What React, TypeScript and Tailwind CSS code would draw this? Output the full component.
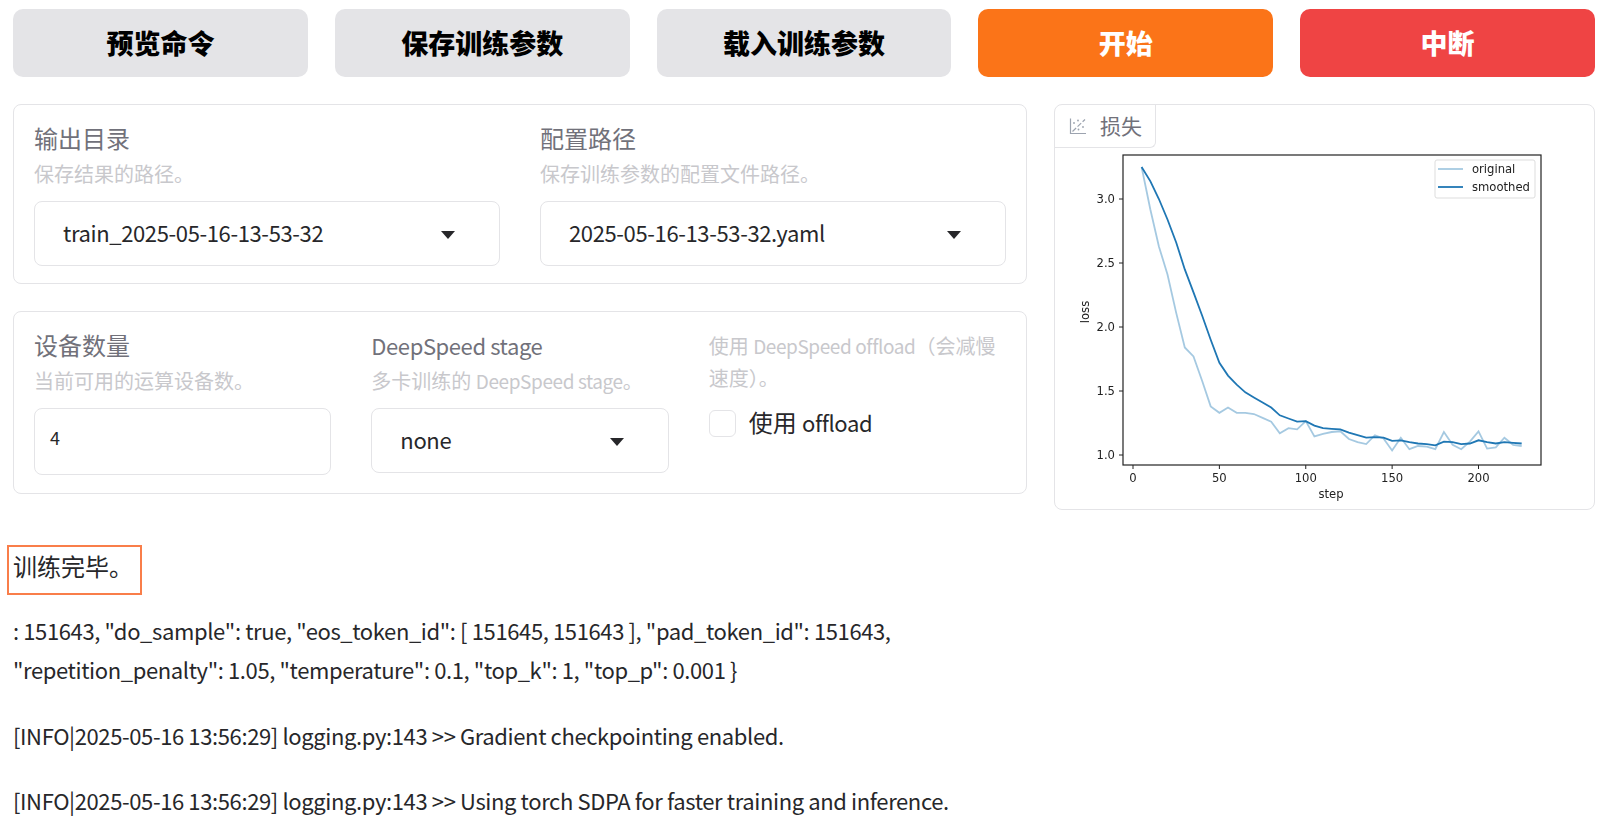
import React from 'react';

const font = { fontFamily: '"Noto Sans CJK SC", "Noto Sans", sans-serif' };

const original = [3.25, 2.92, 2.63, 2.41, 2.11, 1.84, 1.77, 1.58, 1.38, 1.33, 1.37, 1.33, 1.33, 1.32, 1.29, 1.26, 1.17, 1.21, 1.2, 1.265, 1.145, 1.165, 1.18, 1.185, 1.125, 1.1, 1.085, 1.155, 1.13, 1.035, 1.135, 1.045, 1.07, 1.065, 1.045, 1.18, 1.08, 1.045, 1.105, 1.185, 1.05, 1.06, 1.135, 1.08, 1.07];
const smoothed = [3.25, 3.14, 3.0, 2.84, 2.66, 2.45, 2.27, 2.09, 1.9, 1.72, 1.62, 1.55, 1.49, 1.45, 1.41, 1.37, 1.31, 1.285, 1.26, 1.265, 1.23, 1.21, 1.205, 1.2, 1.175, 1.155, 1.135, 1.14, 1.135, 1.11, 1.115, 1.1, 1.09, 1.085, 1.075, 1.105, 1.1, 1.085, 1.09, 1.115, 1.1, 1.09, 1.1, 1.095, 1.09];

// chart coords are relative to the panel image: x0 = step 0, y = 1.0 baseline
const px = (step: number) => 78 + step * 1.7275;
const py = (v: number) => 307 - (v - 1) * 128;
const toPoints = (vals: number[]) => vals.map((v, i) => `${px((i + 1) * 5).toFixed(1)},${py(v).toFixed(1)}`).join(' ');

const LossChart: React.FC = () => (
    <svg width="539" height="360" viewBox="0 0 539 360" className="block blur-[0.3px]" style={{ fontFamily: '"DejaVu Sans", sans-serif' }}>
        <rect x="68" y="7" width="418" height="310" fill="white" stroke="#222" strokeWidth="1.2" />
        <polyline points={toPoints(original)} fill="none" stroke="#1f77b4" strokeOpacity="0.4" strokeWidth="1.8" />
        <polyline points={toPoints(smoothed)} fill="none" stroke="#1f77b4" strokeWidth="1.8" />
        {[0, 50, 100, 150, 200].map(s => (
            <g key={s}>
                <line x1={px(s)} x2={px(s)} y1="317" y2="321" stroke="#222" />
                <text x={px(s)} y="334" textAnchor="middle" fontSize="11.6" fill="#222">{s}</text>
            </g>
        ))}
        {[1, 1.5, 2, 2.5, 3].map(v => (
            <g key={v}>
                <line x1="64" x2="68" y1={py(v)} y2={py(v)} stroke="#222" />
                <text x="60" y={py(v) + 4} textAnchor="end" fontSize="11.6" fill="#222">{v.toFixed(1)}</text>
            </g>
        ))}
        <text x="276" y="350" textAnchor="middle" fontSize="11.6" fill="#222">step</text>
        <text transform="translate(34 164) rotate(-90)" textAnchor="middle" fontSize="11.6" fill="#222">loss</text>
        <rect x="380" y="12" width="100" height="38" rx="2" fill="white" stroke="#ddd" />
        <line x1="383" x2="408" y1="21" y2="21" stroke="#1f77b4" strokeOpacity="0.4" strokeWidth="1.8" />
        <line x1="383" x2="408" y1="39" y2="39" stroke="#1f77b4" strokeWidth="1.8" />
        <text x="417" y="25" fontSize="11.6" fill="#222">original</text>
        <text x="417" y="43" fontSize="11.6" fill="#222">smoothed</text>
    </svg>
);

const PlotIcon: React.FC = () => (
    <svg width="18" height="18" viewBox="0 0 18 18" fill="none" stroke="#9ca3af" strokeWidth="1.2">
        <path d="M1.5 1.5V16.5H17" />
        <path d="M3.5 14.5L16 2.5" strokeDasharray="5 2" />
        <circle cx="5" cy="6" r="0.9" fill="#9ca3af" stroke="none" />
        <circle cx="9" cy="3.5" r="0.9" fill="#9ca3af" stroke="none" />
        <circle cx="9.5" cy="12.5" r="0.9" fill="#9ca3af" stroke="none" />
        <circle cx="14" cy="10" r="0.9" fill="#9ca3af" stroke="none" />
    </svg>
);

const ActionButton: React.FC<{ label: string; className: string }> = ({ label, className }) => (
    <button className={`h-[68px] rounded-[10px] text-[27px] font-black ${className}`}>{label}</button>
);

const FieldHead: React.FC<{ label: React.ReactNode; hint: React.ReactNode }> = ({ label, hint }) => (
    <div>
        <div className="mb-[2px] h-[37px] text-[24px] leading-[37px] text-[#71717a]">{label}</div>
        <div className="h-[32px] text-[20px] leading-[32px] text-[#c8c8cc]">{hint}</div>
    </div>
);

const HintLatin: React.FC<{ children: React.ReactNode }> = ({ children }) => (
    <span className="text-[19px] tracking-[-0.4px]">{children}</span>
);

const SelectBox: React.FC<{ value: string }> = ({ value }) => (
    <div className="mt-[11px] flex h-[65px] items-center justify-between rounded-[8px] border border-[#e4e4e7] pl-[28px] pr-[44px] text-[22px] text-[#27272a]">
        <span className="pb-[2px] tracking-[-0.37px]">{value}</span>
        <span className="mt-[2px] h-0 w-0 border-x-[7px] border-t-[8px] border-x-transparent border-t-[#27272a]" />
    </div>
);

export default function App() {
    return (
        <div className="h-[822px] overflow-hidden bg-white pl-[13px] pr-[7px] pt-[9px] text-[22px] text-[#27272a]" style={font}>
            <div className="grid grid-cols-5 gap-[27px]">
                <ActionButton label="预览命令" className="bg-[#e4e4e7] text-black" />
                <ActionButton label="保存训练参数" className="bg-[#e4e4e7] text-black" />
                <ActionButton label="载入训练参数" className="bg-[#e4e4e7] text-black" />
                <ActionButton label="开始" className="bg-[#fb7418] text-white" />
                <ActionButton label="中断" className="bg-[#ef4444] text-white" />
            </div>

            <div className="mt-[27px] flex gap-[27px]">
                <div className="flex w-[1015px] flex-col gap-[27px]">
                    <div className="grid h-[180px] grid-cols-2 gap-[40px] rounded-[8px] border border-[#e4e4e7] p-[20px] pt-[14px]">
                        <div>
                            <FieldHead label="输出目录" hint="保存结果的路径。" />
                            <SelectBox value="train_2025-05-16-13-53-32" />
                        </div>
                        <div>
                            <FieldHead label="配置路径" hint="保存训练参数的配置文件路径。" />
                            <SelectBox value="2025-05-16-13-53-32.yaml" />
                        </div>
                    </div>

                    <div className="grid h-[183px] grid-cols-3 gap-[40px] rounded-[8px] border border-[#e4e4e7] p-[20px] pt-[14px]">
                        <div>
                            <FieldHead label="设备数量" hint="当前可用的运算设备数。" />
                            <div className="mt-[11px] h-[67px] rounded-[8px] border border-[#e4e4e7] pl-[15px] pt-[12px] text-[18px] leading-[32px]">4</div>
                        </div>
                        <div>
                            <FieldHead
                                label={<span className="text-[22px] tracking-[-0.4px]">DeepSpeed stage</span>}
                                hint={<>多卡训练的 <HintLatin>DeepSpeed stage</HintLatin>。</>}
                            />
                            <SelectBox value="none" />
                        </div>
                        <div className="pt-[4px]">
                            <div className="text-[20px] leading-[32px] text-[#c8c8cc]">使用 <HintLatin>DeepSpeed offload</HintLatin>（会减慢<br />速度）。</div>
                            <label className="mt-[13px] flex items-center gap-[13px]">
                                <span className="h-[27px] w-[27px] rounded-[6px] border border-[#e4e4e7]" />
                                <span className="pb-[2px] text-[24px] leading-[30px] text-[#27272a]">使用 <span className="text-[22px] tracking-[-0.4px]">offload</span></span>
                            </label>
                        </div>
                    </div>
                </div>

                <div className="h-[406px] flex-1 rounded-[8px] border border-[#e4e4e7]">
                    <div className="flex h-[43px] w-[101px] items-center gap-[13px] rounded-br-[6px] border-b border-r border-[#e4e4e7] pl-[14px] text-[21px] leading-[40px] text-[#71717a]">
                        <PlotIcon />
                        <span className="pb-[2px]">损失</span>
                    </div>
                    <LossChart />
                </div>
            </div>

            <div className="-ml-[6px] mt-[35px] h-[50px] w-[135px] border-2 border-[#f97e4a] pl-[4px] text-[24px] leading-[37px] text-[#27272a]">训练完毕。</div>

            <div className="mt-[16px] max-w-[1000px] text-[22px] leading-[39px] tracking-[-0.38px]">
                <p>: 151643, "do_sample": true, "eos_token_id": [ 151645, 151643 ], "pad_token_id": 151643,<br />"repetition_penalty": 1.05, "temperature": 0.1, "top_k": 1, "top_p": 0.001 {'}'}</p>
                <p className="mt-[26.5px]">[INFO|2025-05-16 13:56:29] logging.py:143 &gt;&gt; Gradient checkpointing enabled.</p>
                <p className="mt-[26.5px]">[INFO|2025-05-16 13:56:29] logging.py:143 &gt;&gt; Using torch SDPA for faster training and inference.</p>
            </div>
        </div>
    );
}
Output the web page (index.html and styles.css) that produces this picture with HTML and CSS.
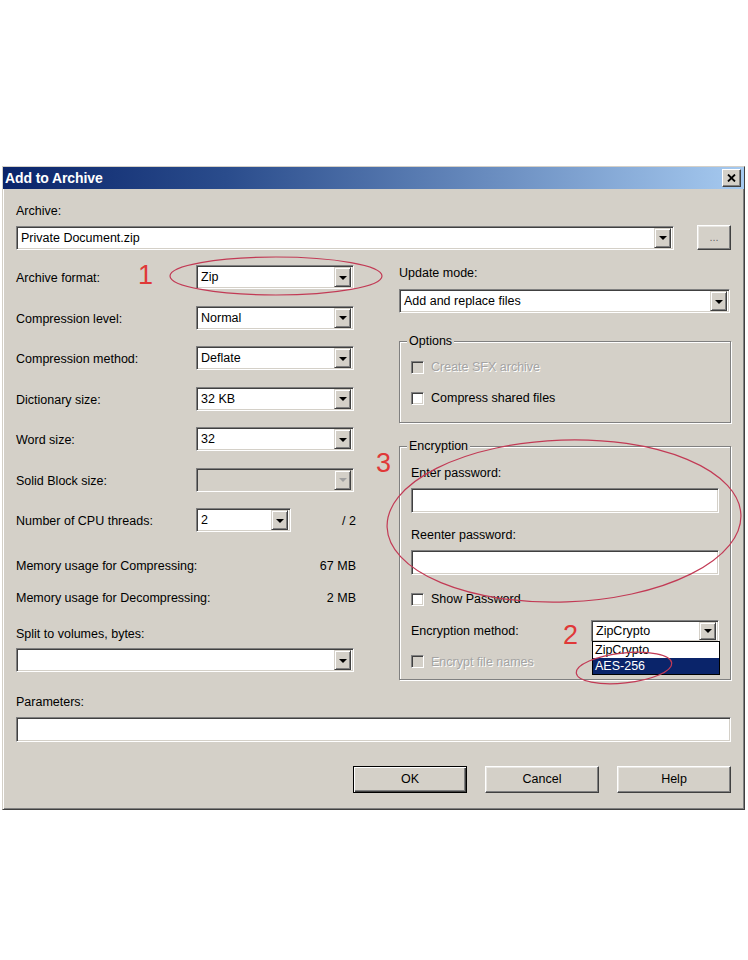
FILE: index.html
```html
<!DOCTYPE html>
<html>
<head>
<meta charset="utf-8">
<title>Add to Archive</title>
<link rel="stylesheet" href="styles.css">
</head>
<body>
<div class="dialog">
  <div class="titlebar">
    <span class="title">Add to Archive</span>
    <span class="close"><svg width="9" height="8" viewBox="0 0 9 8"><path d="M1 0.5 L8 7.5 M8 0.5 L1 7.5" stroke="#000" stroke-width="1.8" fill="none"/></svg></span>
  </div>
  <div class="content">
    <div class="label lbl-archive">Archive:</div>
    <div class="archive-row">
      <div class="combo combo-archive"><span class="val">Private Document.zip</span><span class="drop"><i class="arrow"></i></span></div>
      <div class="btn btn-browse">...</div>
    </div>

    <div class="columns">
      <div class="col-left">
        <div class="frow"><span class="flabel">Archive format:</span><div class="combo w158"><span class="val">Zip</span><span class="drop"><i class="arrow"></i></span></div></div>
        <div class="frow"><span class="flabel">Compression level:</span><div class="combo w158"><span class="val">Normal</span><span class="drop"><i class="arrow"></i></span></div></div>
        <div class="frow"><span class="flabel">Compression method:</span><div class="combo w158"><span class="val">Deflate</span><span class="drop"><i class="arrow"></i></span></div></div>
        <div class="frow"><span class="flabel">Dictionary size:</span><div class="combo w158"><span class="val">32 KB</span><span class="drop"><i class="arrow"></i></span></div></div>
        <div class="frow"><span class="flabel">Word size:</span><div class="combo w158"><span class="val">32</span><span class="drop"><i class="arrow"></i></span></div></div>
        <div class="frow"><span class="flabel">Solid Block size:</span><div class="combo w158 combo-disabled"><span class="val"></span><span class="drop"><i class="arrow"></i></span></div></div>
        <div class="frow"><span class="flabel">Number of CPU threads:</span><div class="combo w95"><span class="val">2</span><span class="drop"><i class="arrow"></i></span></div><span class="of">/ 2</span></div>
        <div class="mem mem1"><span>Memory usage for Compressing:</span><span>67 MB</span></div>
        <div class="mem mem2"><span>Memory usage for Decompressing:</span><span>2 MB</span></div>
        <div class="label split-label">Split to volumes, bytes:</div>
        <div class="combo combo-split"><span class="val"></span><span class="drop"><i class="arrow"></i></span></div>
      </div>

      <div class="col-right">
        <div class="label update-label">Update mode:</div>
        <div class="combo combo-update"><span class="val">Add and replace files</span><span class="drop"><i class="arrow"></i></span></div>

        <div class="group group-options">
          <span class="group-title">Options</span>
          <div class="check check-sfx disabled"><span class="box"></span><span>Create SFX archive</span></div>
          <div class="check check-shared"><span class="box"></span><span>Compress shared files</span></div>
        </div>

        <div class="group group-enc">
          <span class="group-title">Encryption</span>
          <div class="label enc-label1">Enter password:</div>
          <div class="field pw"></div>
          <div class="label enc-label2">Reenter password:</div>
          <div class="field pw"></div>
          <div class="check check-show"><span class="box"></span><span>Show Password</span></div>
          <div class="method-row">
            <span>Encryption method:</span>
            <div class="combo combo-method">
              <span class="val">ZipCrypto</span><span class="drop"><i class="arrow"></i></span>
              <div class="dropdown-list">
                <div class="opt">ZipCrypto</div>
                <div class="opt opt-selected">AES-256</div>
              </div>
            </div>
          </div>
          <div class="check check-names disabled"><span class="box"></span><span>Encrypt file names</span></div>
        </div>
      </div>
    </div>

    <div class="label params-label">Parameters:</div>
    <div class="field params"></div>

    <div class="buttons">
      <div class="btn btn-main btn-default">OK</div>
      <div class="btn btn-main">Cancel</div>
      <div class="btn btn-main">Help</div>
    </div>
  </div>
</div>

<svg class="annot" width="748" height="960" viewBox="0 0 748 960">
  <ellipse cx="276" cy="276" rx="106" ry="19" fill="none" stroke="#c23a55" stroke-width="1.2"/>
  <ellipse cx="564" cy="521" rx="177" ry="81" fill="none" stroke="#c23a55" stroke-width="1.2" transform="rotate(-2 564 521)"/>
  <ellipse cx="624" cy="668" rx="48" ry="15" fill="none" stroke="#c23a55" stroke-width="1.2" transform="rotate(-6 624 668)"/>
  <text x="138" y="284" class="num">1</text>
  <text x="376" y="472" class="num">3</text>
  <text x="563" y="644" class="num">2</text>
</svg>
</body>
</html>
```

FILE: styles.css
```css
* { box-sizing: border-box; }

body {
  margin: 0;
  background: #fff;
  font-family: "Liberation Sans", Arial, sans-serif;
  font-size: 12.5px;
  color: #000;
  position: relative;
  width: 748px;
  height: 960px;
  overflow: hidden;
}

.dialog {
  margin: 166px 0 0 2px;
  width: 743px;
  height: 644px;
  background: #d4d0c8;
  border: 1px solid;
  border-color: #d4d0c8 #404040 #404040 #d4d0c8;
  box-shadow: inset 1px 1px #fff, inset -1px -1px #808080;
}

.titlebar {
  height: 22px;
  display: flex;
  align-items: center;
  justify-content: space-between;
  padding: 0 3px 0 2px;
  background: linear-gradient(to right, #0a246a 0%, #2a4c8c 30%, #a6caf0 100%);
}

.title {
  color: #fff;
  font-weight: bold;
  font-size: 14px;
  letter-spacing: -0.1px;
}

.close {
  width: 19px;
  height: 18px;
  background: #d4d0c8;
  border: 1px solid;
  border-color: #fff #404040 #404040 #fff;
  box-shadow: inset -1px -1px #808080;
  display: flex;
  align-items: center;
  justify-content: center;
}

.content {
  padding: 0 13px;
}

.label {
  line-height: 15px;
  height: 15px;
  white-space: nowrap;
}

.lbl-archive { margin-top: 15px; }

.archive-row {
  margin-top: 6px;
  height: 25px;
  display: flex;
  align-items: center;
  gap: 23px;
}

.combo, .field {
  background: #fff;
  border: 1px solid;
  border-color: #808080 #fff #fff #808080;
  box-shadow: inset 1px 1px #404040, inset -1px -1px #d4d0c8;
}

.combo {
  height: 24px;
  display: flex;
  align-items: center;
  padding: 2px;
  position: relative;
}

.combo .val {
  flex: 1;
  padding-left: 2px;
  white-space: nowrap;
  overflow: hidden;
}

.drop {
  width: 17px;
  height: 20px;
  background: #d4d0c8;
  border: 1px solid;
  border-color: #d4d0c8 #404040 #404040 #d4d0c8;
  box-shadow: inset 1px 1px #fff, inset -1px -1px #808080;
  display: flex;
  align-items: center;
  justify-content: center;
}

.arrow {
  width: 0;
  height: 0;
  border-left: 4px solid transparent;
  border-right: 4px solid transparent;
  border-top: 4px solid #000;
  margin-top: 1px;
}

.combo-archive { width: 658px; }

.btn {
  background: #d4d0c8;
  border: 1px solid;
  border-color: #fff #404040 #404040 #fff;
  box-shadow: inset -1px -1px #808080, inset 1px 1px #e8e6e2;
  display: flex;
  align-items: center;
  justify-content: center;
}

.btn-browse {
  width: 34px;
  height: 25px;
  color: #6a6a6a;
  font-size: 11px;
  padding-bottom: 2px;
}

.columns {
  display: flex;
  gap: 43px;
  margin-top: 15px;
}

.col-left {
  width: 340px;
  display: flex;
  flex-direction: column;
}

.col-right {
  width: 332px;
  display: flex;
  flex-direction: column;
}

.frow {
  display: flex;
  align-items: center;
  height: 24px;
}

.frow + .frow { margin-top: 16.5px; }

.flabel {
  width: 180px;
  white-space: nowrap;
  padding-top: 2px;
}

.w158 { width: 158px; }
.w95 { width: 95px; }

.combo-disabled { background: #d4d0c8; }
.combo-disabled .arrow { border-top-color: #a0a0a0; }

.of { margin-left: auto; padding-top: 2px; }

.mem {
  display: flex;
  justify-content: space-between;
  line-height: 15px;
  white-space: nowrap;
}

.mem1 { margin-top: 27px; }
.mem2 { margin-top: 17px; }
.split-label { margin-top: 21px; }
.combo-split { margin-top: 6px; width: 338px; }

.update-label { margin-top: 1px; }
.combo-update { margin-top: 8px; width: 331px; }

.group {
  width: 332px;
  border: 1px solid #808080;
  box-shadow: inset 1px 1px #fff, 1px 1px #fff;
  display: flex;
  flex-direction: column;
}

.group-title {
  align-self: flex-start;
  margin: -8px 0 0 -4px;
  padding: 0 2px;
  line-height: 15px;
  height: 15px;
  background: #d4d0c8;
}

.group-options {
  margin-top: 28px;
  padding: 0 0 16px 11px;
}

.check {
  display: flex;
  align-items: center;
  gap: 7px;
  height: 16px;
  white-space: nowrap;
}

.box {
  width: 13px;
  height: 13px;
  background: #fff;
  border: 1px solid;
  border-color: #808080 #fff #fff #808080;
  box-shadow: inset 1px 1px #404040, inset -1px -1px #d4d0c8;
}

.check.disabled { color: #a4a4a4; text-shadow: 1px 1px 0 #fff; }
.check.disabled .box { background: #d4d0c8; }

.check-sfx { margin-top: 10px; }
.check-shared { margin-top: 15px; }

.group-enc {
  margin-top: 23px;
  padding: 0 11px 9px 11px;
}

.enc-label1 { margin-top: 12px; }
.enc-label2 { margin-top: 14.5px; }

.field.pw {
  margin-top: 7px;
  height: 25px;
}

.check-show { margin-top: 16.5px; }

.method-row {
  margin-top: 12.5px;
  height: 22px;
  display: flex;
  align-items: center;
  justify-content: space-between;
}

.combo-method {
  width: 128px;
  height: 22px;
}

.combo-method .drop { height: 18px; }

.dropdown-list {
  position: absolute;
  top: 100%;
  left: 0;
  width: 128px;
  background: #fff;
  border: 1px solid #000;
  z-index: 2;
}

.opt {
  height: 16px;
  line-height: 16px;
  padding-left: 2px;
}

.opt-selected {
  background: #0a246a;
  color: #fff;
}

.check-names { margin-top: 12px; }

.params-label { margin-top: 15px; }

.field.params {
  margin-top: 7px;
  height: 25px;
  width: 715px;
}

.buttons {
  margin-top: 24px;
  display: flex;
  justify-content: flex-end;
  gap: 18px;
}

.btn-main {
  width: 114px;
  height: 27px;
}

.btn-default {
  border: 1px solid #000;
  box-shadow: inset 1px 1px #fff, inset -1px -1px #404040, inset -2px -2px #808080;
}

.annot {
  position: absolute;
  top: 0;
  left: 0;
  pointer-events: none;
  z-index: 5;
}

.num {
  font-family: "Liberation Sans", Arial, sans-serif;
  font-size: 27px;
  fill: #e03838;
}
```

○ ○ ○ ○ ○

WHAT IS ASKED |
Leave the pictures out and repeat exactly the lines from the beginning of the records to the line bearing "const toPoints = (vals: number[])", both ends counted.

RESPONSE TO THE TASK |
What React, TypeScript and Tailwind CSS code would draw this? Output the full component.
import React from 'react';

const font = { fontFamily: '"Noto Sans CJK SC", "Noto Sans", sans-serif' };

const original = [3.25, 2.92, 2.63, 2.41, 2.11, 1.84, 1.77, 1.58, 1.38, 1.33, 1.37, 1.33, 1.33, 1.32, 1.29, 1.26, 1.17, 1.21, 1.2, 1.265, 1.145, 1.165, 1.18, 1.185, 1.125, 1.1, 1.085, 1.155, 1.13, 1.035, 1.135, 1.045, 1.07, 1.065, 1.045, 1.18, 1.08, 1.045, 1.105, 1.185, 1.05, 1.06, 1.135, 1.08, 1.07];
const smoothed = [3.25, 3.14, 3.0, 2.84, 2.66, 2.45, 2.27, 2.09, 1.9, 1.72, 1.62, 1.55, 1.49, 1.45, 1.41, 1.37, 1.31, 1.285, 1.26, 1.265, 1.23, 1.21, 1.205, 1.2, 1.175, 1.155, 1.135, 1.14, 1.135, 1.11, 1.115, 1.1, 1.09, 1.085, 1.075, 1.105, 1.1, 1.085, 1.09, 1.115, 1.1, 1.09, 1.1, 1.095, 1.09];

// chart coords are relative to the panel image: x0 = step 0, y = 1.0 baseline
const px = (step: number) => 78 + step * 1.7275;
const py = (v: number) => 307 - (v - 1) * 128;
const toPoints = (vals: number[]) => vals.map((v, i) => `${px((i + 1) * 5).toFixed(1)},${py(v).toFixed(1)}`).join(' ');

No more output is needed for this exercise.